A comparison of the blind tees and long radius bends is given in Figure 14.22a. It will be seen from this that the pressure drop in the line with the blind tees was about 40 per cent greater than that for the line with the long radius bends. This increase in pressure drop is due entirely to the additional resistance created by changing seven long radius bends for blind tees, since everything else associated with the two pipelines is common. In terms of energy considerations, therefore, blind tees could not be recom- mended for conveying system lines [4].
A similar comparison for the elbows (D/d = 2) and long radius bends showed that when the conveying line pressure drop was below about 1.2 bar the elbows were slightly better than the long radius bends, with a maximum improvement of about 10 per cent.
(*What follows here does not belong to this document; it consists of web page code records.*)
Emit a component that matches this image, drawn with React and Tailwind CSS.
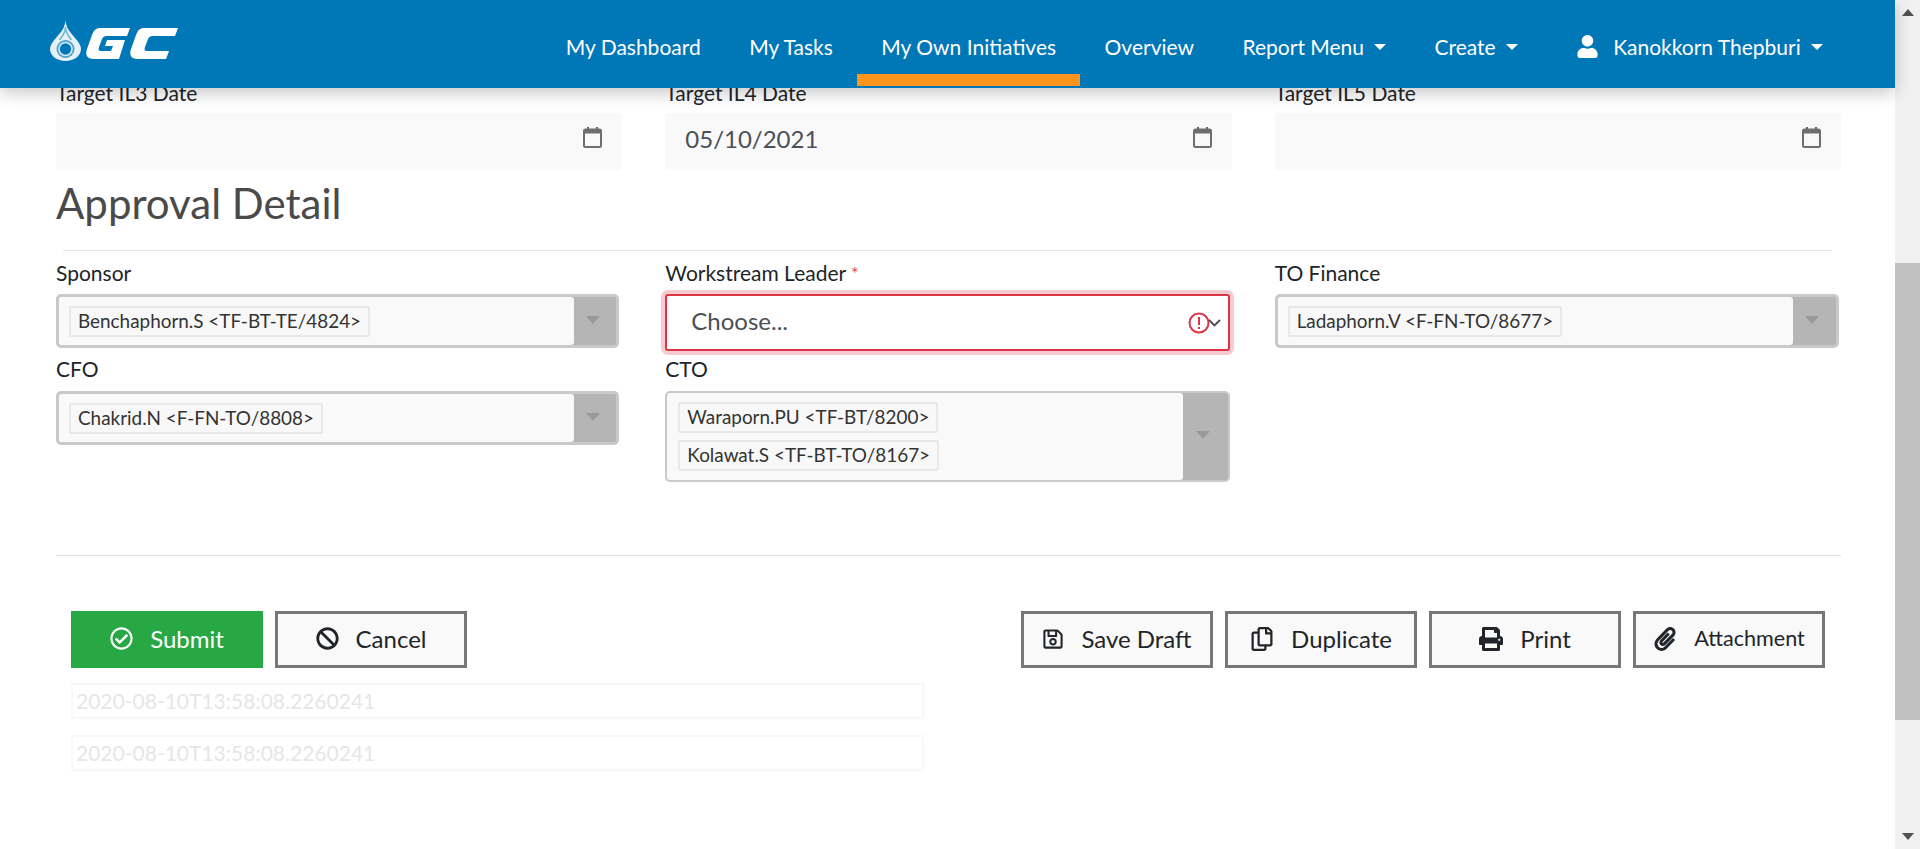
import React from "react";
import { FaUser, FaBan, FaRegCheckCircle, FaRegCopy, FaPrint, FaPaperclip, FaRegSave } from "react-icons/fa";

const GcLogo = () => (
  <svg width="128" height="41" viewBox="0 0 128 41" className="mb-[8px] shrink-0">
    <path d="M15.5 0C16 8 20 12 25 18c4 4 6 8 6 11 0 7-7 12-15.5 12S0 36 0 29c0-3 2-7 6-11C11 12 15 8 15.5 0z" fill="#e4f1f8" />
    <path d="M15.5 7c0 6-3 9-6 13M15.5 7c0 6 3 9 6 13" stroke="#6fb4d8" strokeWidth="1.5" fill="none" />
    <circle cx="15.5" cy="29" r="9" fill="#4d9fcb" />
    <circle cx="15.5" cy="29" r="6.5" fill="#0077b7" stroke="#d5e9f4" strokeWidth="1.6" />
    <path d="M50 8h30l-3 8H57c-3 0-4 1-5 3l-3 8c-1 3 0 4 2 4h10l2-5h-8l2-6h18l-6 19H44c-7 0-9-4-7-10l5-14c2-5 4-7 8-7z" fill="#fff" />
    <path d="M94 8h34l-3 8h-22c-3 0-4 1-5 3l-3 8c-1 3 0 4 2 4h22l-3 8H88c-7 0-9-4-7-10l5-14c2-5 4-7 8-7z" fill="#fff" />
  </svg>
);

const Caret = () => (
  <span className="ml-[10px] inline-block border-x-[6px] border-t-[6px] border-x-transparent border-t-white" />
);

const NavItem = ({ label, active, caret, icon }) => (
  <div className="relative flex h-full items-center px-[24.25px] pt-[5px] text-[21px] text-white">
    {icon}
    <span>{label}</span>
    {caret && <Caret />}
    {active && <span className="absolute bottom-[2px] left-0 right-0 h-[12px] bg-[#ff961b]" />}
  </div>
);

const CalendarIcon = () => (
  <svg width="19" height="21" viewBox="0 0 19 21" className="mb-[4px] shrink-0">
    <rect x="4" y="0" width="2" height="4" fill="#666" />
    <rect x="13" y="0" width="2" height="4" fill="#666" />
    <rect x="1" y="2.5" width="17" height="17.5" rx="1.5" fill="none" stroke="#6e6e6e" strokeWidth="2" />
    <rect x="1" y="2.5" width="17" height="4" fill="#6e6e6e" />
  </svg>
);

const DateField = ({ label, value }) => (
  <div>
    <label className="mb-[8px] block h-[24px] text-[21px] leading-[24px] text-[#212529]">{label}</label>
    <div className="flex h-[57px] items-center justify-between rounded-[2px] bg-[#f9f9f9] pb-[5px] pl-[20px] pr-[20px] text-[24px] text-[#495057]">
      <span>{value}</span>
      <CalendarIcon />
    </div>
  </div>
);

const Chip = ({ children }) => (
  <div className="flex h-[31px] w-fit items-center rounded-[2px] border-2 border-[#e8e8e8] bg-[#f8f8f8] px-[7px] text-[18.9px] text-[#333]">
    {children}
  </div>
);

const MultiSelect = ({ label, chips, labelGap = "mb-[8px]", indicator = "w-[42px]", thin }) => (
  <div>
    <label className={`block h-[24px] text-[21px] leading-[22px] text-[#212529] ${labelGap}`}>{label}</label>
    <div
      className={`flex min-h-[54px] overflow-hidden rounded-[5px] bg-[#b5b5b5] ${
        thin ? "border-2 border-[#c9c9c9]" : "border-[3px] border-[#c9c9c9]"
      }`}
    >
      <div
        className={`flex flex-1 flex-col justify-center gap-[7px] rounded-r-[3px] bg-[#f9f9f9] ${
          thin ? "py-[9px] pl-[11px]" : "py-[8px] pl-[10px]"
        }`}
      >
        {chips.map((c) => (
          <Chip key={c}>{c}</Chip>
        ))}
      </div>
      <div className={`flex items-center justify-center pb-[3px] pr-[4px] ${indicator}`}>
        <span className="inline-block border-x-[7px] border-t-[8px] border-x-transparent border-t-[#999]" />
      </div>
    </div>
  </div>
);

const Btn = ({ icon, label, green, small }) => (
  <button
    className={
      green
        ? "flex h-[57px] w-[192px] items-center justify-center gap-[17px] bg-[#28a745] pb-[2px] text-[24px] text-white"
        : `flex h-[57px] w-[192px] items-center justify-center gap-[17px] border-[3px] border-[#777] bg-[#f9f9f9] pb-[2px] text-[#212529] ${small ? "text-[21.6px]" : "text-[24px]"}`
    }
  >
    {icon}
    <span>{label}</span>
  </button>
);

const FaintField = () => (
  <div className="flex h-[36px] w-[853px] items-center border-2 border-[#f8f8f8] pl-[3px] text-[21px] text-[#e6e6e6]">
    2020-08-10T13:58:08.2260241
  </div>
);

export default function App() {
  return (
    <div className="flex h-[849px] w-full overflow-hidden bg-white font-['Lato',sans-serif]">
      <div className="flex min-w-0 flex-1 flex-col">
        <header className="relative z-10 flex h-[88px] shrink-0 items-center bg-[#0077b7] pl-[50px] pr-[48px] shadow-[0_5px_16px_rgba(0,0,0,0.22)]">
          <GcLogo />
          <nav className="ml-auto flex h-full items-center">
            <NavItem label="My Dashboard" />
            <NavItem label="My Tasks" />
            <NavItem label="My Own Initiatives" active />
            <NavItem label="Overview" />
            <NavItem label="Report Menu" caret />
            <NavItem label="Create" caret />
            <NavItem label="Kanokkorn Thepburi" caret icon={<FaUser className="ml-[10px] mr-[14px] text-[23px]" />} />
          </nav>
        </header>

        <main className="mt-[-7px] pl-[56px] pr-[54px]">
          <div className="grid grid-cols-3 gap-x-[43px]">
            <DateField label="Target IL3 Date" />
            <DateField label="Target IL4 Date" value="05/10/2021" />
            <DateField label="Target IL5 Date" />
          </div>

          <h2 className="mt-[8px] h-[64px] pt-[1px] text-[42px] leading-[48px] text-[#4a4a4a]">Approval Detail</h2>
          <div className="ml-[7px] mr-[9px] mt-[8px] border-t border-[#e5e5e5]" />

          <div className="mt-[11px] grid grid-cols-3 gap-x-[43px]">
            <div className="pr-[3px]">
              <MultiSelect label="Sponsor" chips={["Benchaphorn.S <TF-BT-TE/4824>"]} />
            </div>
            <div>
              <label className="mb-[8px] block h-[24px] text-[21px] leading-[22px] text-[#212529]">
                Workstream Leader <span className="align-top text-[18px] text-[#e83e5c]">*</span>
              </label>
              <div className="mr-[2px] flex h-[57px] items-center justify-between rounded-[3px] border-2 border-[#dc3545] bg-white pl-[24px] pr-[7px] text-[24px] text-[#495057] shadow-[0_0_0_4px_rgba(220,53,69,0.25)]">
                <span className="pb-[4px]">Choose...</span>
                <span className="flex items-center">
                  <svg width="22" height="22" viewBox="0 0 22 22">
                    <circle cx="11" cy="11" r="9.5" fill="none" stroke="#dc3545" strokeWidth="2" />
                    <rect x="10" y="5" width="2" height="8" fill="#dc3545" />
                    <rect x="10" y="15" width="2" height="2" fill="#dc3545" />
                  </svg>
                  <svg width="13" height="9" viewBox="0 0 13 9" className="ml-[-2px]">
                    <path d="M1 2l5.500 5.500L12 2" fill="none" stroke="#4a4f55" strokeWidth="1.8" />
                  </svg>
                </span>
              </div>
            </div>
            <div className="pr-[2px]">
              <MultiSelect label="TO Finance" chips={["Ladaphorn.V <F-FN-TO/8677>"]} indicator="w-[43px]" />
            </div>
            <div className="pr-[3px] pt-[7px]">
              <MultiSelect label="CFO" labelGap="mb-[9px]" chips={["Chakrid.N <F-FN-TO/8808>"]} />
            </div>
            <div className="pr-[2px] pt-[7px]">
              <MultiSelect
                label="CTO"
                labelGap="mb-[9px]"
                chips={["Waraporn.PU <TF-BT/8200>", "Kolawat.S <TF-BT-TO/8167>"]}
                indicator="w-[45px]"
                thin
              />
            </div>
          </div>

          <div className="mt-[73px] border-t border-[#e0e0e0]" />

          <div className="mt-[55px] flex justify-between pl-[15px] pr-[16px]">
            <div className="flex gap-[12px]">
              <Btn green label="Submit" icon={<FaRegCheckCircle className="text-[23px]" />} />
              <Btn label="Cancel" icon={<FaBan className="text-[23px]" />} />
            </div>
            <div className="flex gap-[12px]">
              <Btn label="Save Draft" icon={<FaRegSave className="text-[22px]" />} />
              <Btn label="Duplicate" icon={<FaRegCopy className="text-[24px]" />} />
              <Btn label="Print" icon={<FaPrint className="text-[24px]" />} />
              <Btn small label="Attachment" icon={<FaPaperclip className="text-[24px]" />} />
            </div>
          </div>

          <div className="mt-[15px] flex flex-col gap-[16px] px-[15px]">
            <FaintField />
            <FaintField />
          </div>
        </main>
      </div>

      <div className="flex w-[25px] shrink-0 flex-col bg-[#f1f1f1]">
        <div className="flex h-[25px] items-center justify-center">
          <span className="inline-block border-x-[6px] border-b-[7px] border-x-transparent border-b-[#505050]" />
        </div>
        <div className="mt-[238px] h-[457px] bg-[#c1c1c1]" />
        <div className="mt-auto flex h-[25px] items-center justify-center">
          <span className="inline-block border-x-[6px] border-t-[7px] border-x-transparent border-t-[#505050]" />
        </div>
      </div>
    </div>
  );
}
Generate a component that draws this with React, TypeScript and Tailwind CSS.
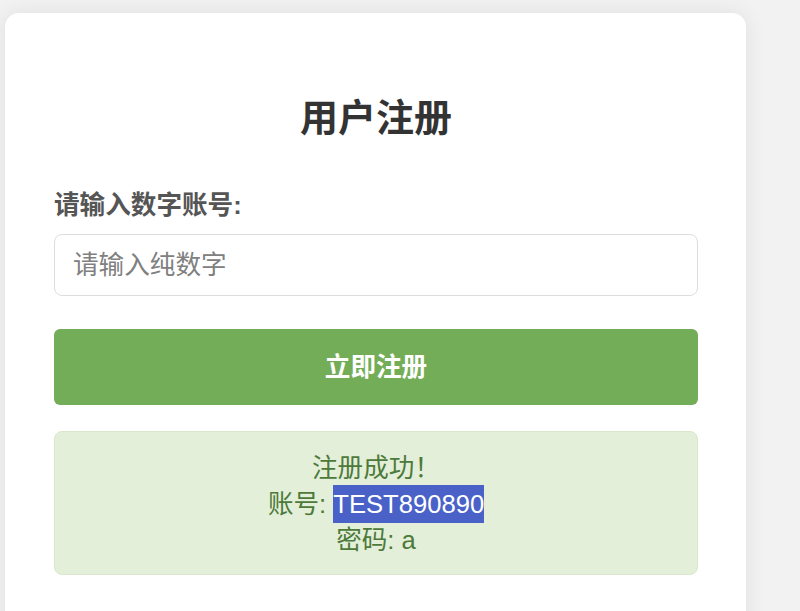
export default function App() {
  return (
    <div
      className="min-h-[611px] bg-[#f2f2f2] pl-[5px] pt-[13px] overflow-hidden"
      style={{ fontFamily: '"Liberation Sans", "Noto Sans CJK SC", sans-serif' }}
    >
      <div className="w-[741px] min-h-[640px] bg-white rounded-[14px] shadow-[0_0_22px_rgba(0,0,0,0.08)] pl-[49px] pr-[48px] pt-[48px] pb-[48px]">
        <h2 className="mt-[34px] text-center text-[38px] leading-[46px] font-bold text-[#333]">
          用户注册
        </h2>
        <label className="block mt-[46px] text-[25.6px] leading-[36px] font-bold text-[#555]">
          请输入数字账号:
        </label>
        <input
          type="text"
          placeholder="请输入纯数字"
          className="mt-[11px] block w-full h-[62px] px-[18px] text-[25.6px] border border-[#ddd] rounded-[8px] outline-none placeholder:text-[#808080] text-[#333]"
        />
        <button
          type="button"
          className="mt-[33px] block w-full h-[76px] bg-[#74ad57] text-white text-[25.6px] font-bold rounded-[6px]"
        >
          立即注册
        </button>
        <div className="mt-[26px] h-[144px] py-[18px] bg-[#e3efd9] border border-[#d8e8cb] rounded-[8px] text-center text-[25.6px] leading-[36px] text-[#4d7a3a]">
          <div>注册成功！</div>
          <div>
            账号: <span className="bg-[#4a62c8] text-white py-[5px]">TEST890890</span>
          </div>
          <div>密码: a</div>
        </div>
      </div>
    </div>
  );
}
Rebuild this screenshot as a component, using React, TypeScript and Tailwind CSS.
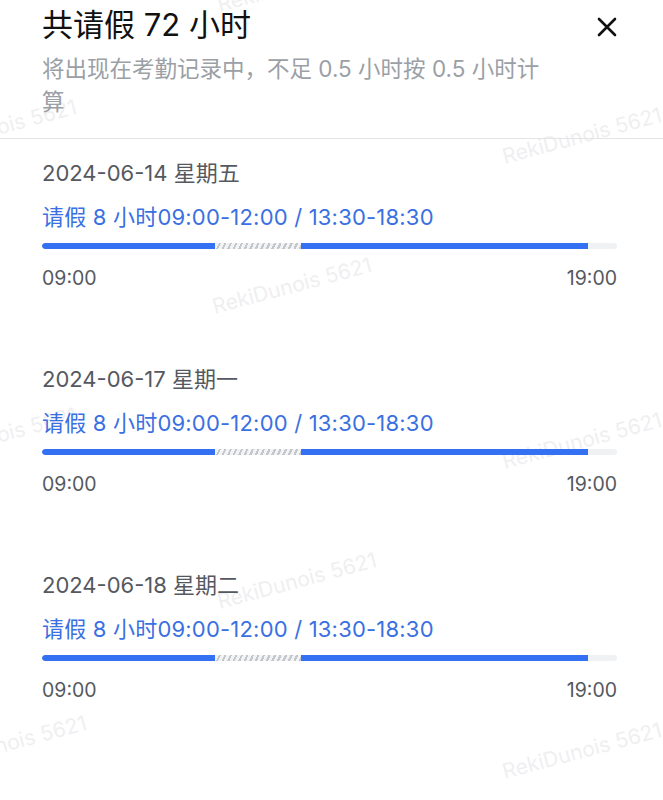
import React from 'react';

const days = [
  { date: '2024-06-14', week: '星期五' },
  { date: '2024-06-17', week: '星期一' },
  { date: '2024-06-18', week: '星期二' },
];

// faint tiled user watermark
const marks = [
  { left: -85, top: 112 },
  { left: 215, top: -32 },
  { left: 500, top: 120 },
  { left: 210, top: 270 },
  { left: -85, top: 420 },
  { left: 500, top: 425 },
  { left: 215, top: 565 },
  { left: -75, top: 728 },
  { left: 500, top: 735 },
];

const font = { fontFamily: 'Inter, "Noto Sans CJK SC", sans-serif' };

const DayRow: React.FC<{ date: string; week: string }> = ({ date, week }) => (
  <div className="flex flex-col">
    <div className="text-[22px] leading-[28px] text-[#55595f]">
      {date} {week}
    </div>
    <div className="mt-[15px] text-[22px] leading-[30px] tracking-[0.2px] text-[#3a70e2]">
      请假 8 小时09:00-12:00 / 13:30-18:30
    </div>
    {/* 09:00 - 19:00 timeline, 57.5px per hour */}
    <div className="mt-[11px] flex h-[6px] w-full overflow-hidden rounded-full bg-[#f0f1f3]">
      <div className="h-full w-[30%] rounded-l-full bg-[#3371f2]" />
      <div className="h-full w-[15%] bg-[repeating-linear-gradient(-65deg,#c3c6cb_0px,#c3c6cb_2px,#f2f3f5_2px,#f2f3f5_5px)]" />
      <div className="h-full w-[50%] bg-[#3371f2]" />
    </div>
    <div className="mt-[16px] flex justify-between text-[19.5px] leading-[26px] text-[#55595f]">
      <span>09:00</span>
      <span>19:00</span>
    </div>
  </div>
);

export default function App() {
  return (
    <div className="relative h-[800px] w-[663px] overflow-hidden bg-white" style={font}>
      {marks.map((m, i) => (
        <div
          key={i}
          className="pointer-events-none absolute -rotate-[15deg] whitespace-nowrap text-[21px] text-[#efeff1]"
          style={{ left: m.left, top: m.top }}
        >
          RekiDunois 5621
        </div>
      ))}
      <div className="relative px-[46px] pl-[42px]">
        <div className="flex items-center justify-between pt-[5px]">
          <h1 className="text-[31px] font-normal leading-[40px] text-[#111]">共请假 72 小时</h1>
          <svg width="22" height="22" viewBox="0 0 22 22" className="mt-[4px] mr-[-1px]">
            <path d="M3 3 L19 19 M19 3 L3 19" stroke="#111" strokeWidth="2.6" strokeLinecap="round" />
          </svg>
        </div>
        <p className="mt-[7px] w-[510px] text-[22.5px] leading-[33px] text-[#9b9fa6]">
          将出现在考勤记录中，不足 0.5 小时按 0.5 小时计算
        </p>
      </div>
      <div className="relative mt-[20px] h-px w-full bg-[#e3e4e6]" />
      <div className="relative flex flex-col gap-[74px] pl-[42px] pr-[46px] pt-[20px]">
        {days.map((d) => (
          <DayRow key={d.date} date={d.date} week={d.week} />
        ))}
      </div>
    </div>
  );
}
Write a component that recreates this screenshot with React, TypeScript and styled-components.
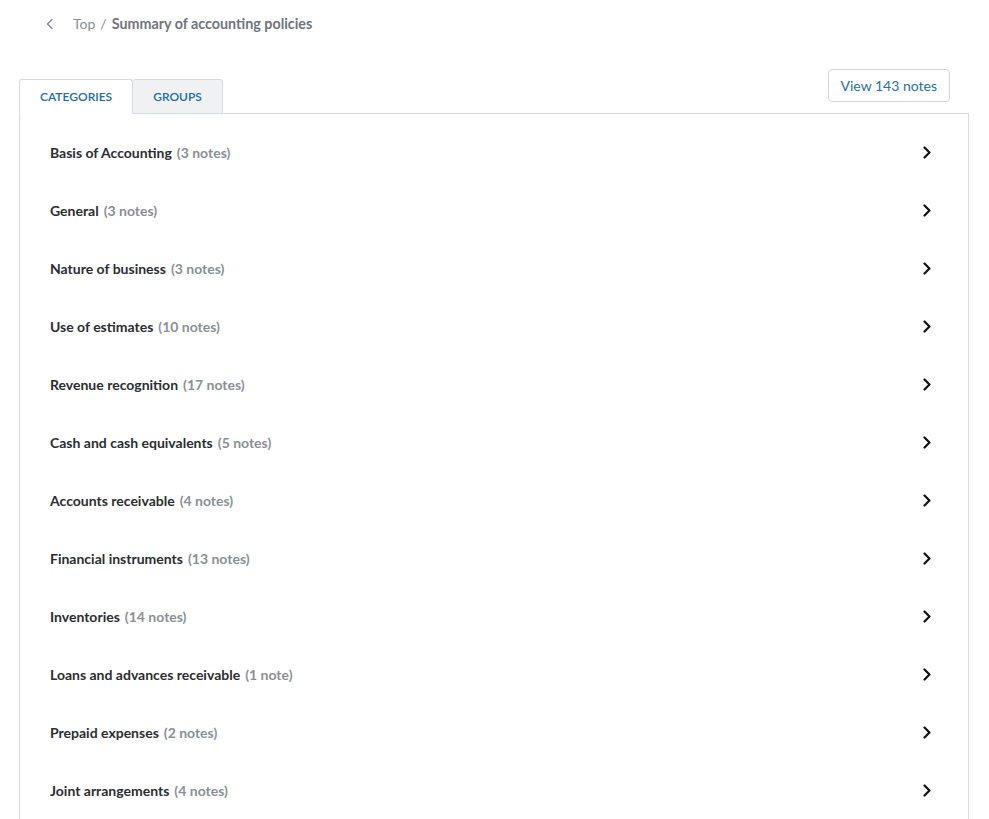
import styled, { createGlobalStyle } from 'styled-components';

const categories: { name: string; count: number }[] = [
  { name: 'Basis of Accounting', count: 3 },
  { name: 'General', count: 3 },
  { name: 'Nature of business', count: 3 },
  { name: 'Use of estimates', count: 10 },
  { name: 'Revenue recognition', count: 17 },
  { name: 'Cash and cash equivalents', count: 5 },
  { name: 'Accounts receivable', count: 4 },
  { name: 'Financial instruments', count: 13 },
  { name: 'Inventories', count: 14 },
  { name: 'Loans and advances receivable', count: 1 },
  { name: 'Prepaid expenses', count: 2 },
  { name: 'Joint arrangements', count: 4 },
];

export default function App() {
  return (
    <>
      <GlobalStyle />
      <Page>
        <Breadcrumb>
          <BackButton>
            <svg width="10" height="12" viewBox="0 0 10 12" fill="none">
              <path d="M7 1.5L2.5 6L7 10.5" stroke="#8a8f96" strokeWidth="1.6" strokeLinecap="round" strokeLinejoin="round" />
            </svg>
          </BackButton>
          <Crumb>Top</Crumb>
          <Separator>/</Separator>
          <Current>Summary of accounting policies</Current>
        </Breadcrumb>

        <TabBar>
          <Tabs>
            <Tab $active>Categories</Tab>
            <Tab>Groups</Tab>
          </Tabs>
          <ViewButton>View 143 notes</ViewButton>
        </TabBar>

        <Panel>
          {categories.map((c) => (
            <Row key={c.name} role="button">
              <RowLabel>
                {c.name}
                <Count>({c.count} {c.count === 1 ? 'note' : 'notes'})</Count>
              </RowLabel>
              <svg width="10" height="14" viewBox="0 0 10 14" fill="none">
                <path d="M2.5 2.5L7.5 7.5L2.5 12.5" stroke="#111" strokeWidth="2.2" strokeLinecap="round" strokeLinejoin="round" />
              </svg>
            </Row>
          ))}
        </Panel>
      </Page>
    </>
  );
}

const GlobalStyle = createGlobalStyle`
  html, body {
    margin: 0;
    padding: 0;
    background: #ffffff;
    font-family: Lato, "Open Sans", Arial, sans-serif;
  }
  * {
    box-sizing: border-box;
  }
`;

const Page = styled.div`
  padding: 0 20px 0 19px;
`;

const Breadcrumb = styled.div`
  height: 47px;
  display: flex;
  align-items: center;
  padding-left: 26px;
  font-size: 14px;
`;

const BackButton = styled.div`
  width: 10px;
  height: 12px;
  display: flex;
  align-items: center;
  margin-right: 18px;
`;

const Crumb = styled.span`
  color: #8a8f96;
`;

const Separator = styled.span`
  color: #8a8f96;
  margin: 0 5px 0 5px;
`;

const Current = styled.span`
  color: #6f757d;
  font-weight: 700;
  font-size: 14.3px;
`;

const TabBar = styled.div`
  margin-top: 22px;
  display: flex;
  justify-content: space-between;
  align-items: flex-end;
`;

const Tabs = styled.div`
  display: flex;
  margin-bottom: -1px;
`;

const Tab = styled.div<{ $active?: boolean }>`
  height: 35px;
  padding: 0 20px;
  display: flex;
  align-items: center;
  font-size: 12px;
  font-weight: 600;
  text-transform: uppercase;
  color: #1d6aa5;
  background: ${({ $active }) => ($active ? '#ffffff' : '#f0f1f3')};
  border: 1px solid #d6d9dd;
  border-bottom-color: ${({ $active }) => ($active ? '#ffffff' : '#d6d9dd')};
  border-radius: 3px 3px 0 0;
  & + & {
    border-left: none;
  }
`;

const ViewButton = styled.button`
  height: 33px;
  padding: 0 12px;
  margin-bottom: 11px;
  margin-right: 19px;
  border: 1px solid #d3d7dc;
  border-radius: 4px;
  background: #ffffff;
  color: #2b6ea6;
  font-family: inherit;
  font-size: 14px;
  cursor: pointer;
`;

const Panel = styled.div`
  border: 1px solid #d6d9dd;
  border-bottom: none;
  padding: 9px 36px 0 30px;
`;

const Row = styled.div`
  height: 58px;
  display: flex;
  align-items: center;
  justify-content: space-between;
  cursor: pointer;
`;

const RowLabel = styled.div`
  font-size: 14px;
  font-weight: 700;
  color: #2a2d31;
`;

const Count = styled.span`
  margin-left: 5px;
  color: #8a8f96;
`;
Above 1.2 bar the situation was revered and the conveying line pressure drop for the elbows was up to about 20 per cent greater.
A comparison of the short radius (D/d = 6) and long radius bends is given in Figure 14.22b. This shows that the short radius bends are clearly the best of those tested in terms of minimum pressure drop. Only at the very highest material flow rates are the long radius bends slightly better.
It must be realized that the pressure drop ratios given in the data presented in Figure 14.22 are for the total pipeline system and not just the set of seven bends.
The pressure drop for the horizontal pipeline and the connecting bends will be approximately constant, and so the pressure drop ratios for the seven bends alone will be significantly higher. In terms of bends alone, therefore, the data presented for air alone in Figure 14.19a appears to hold reasonably well for the conveying of material also.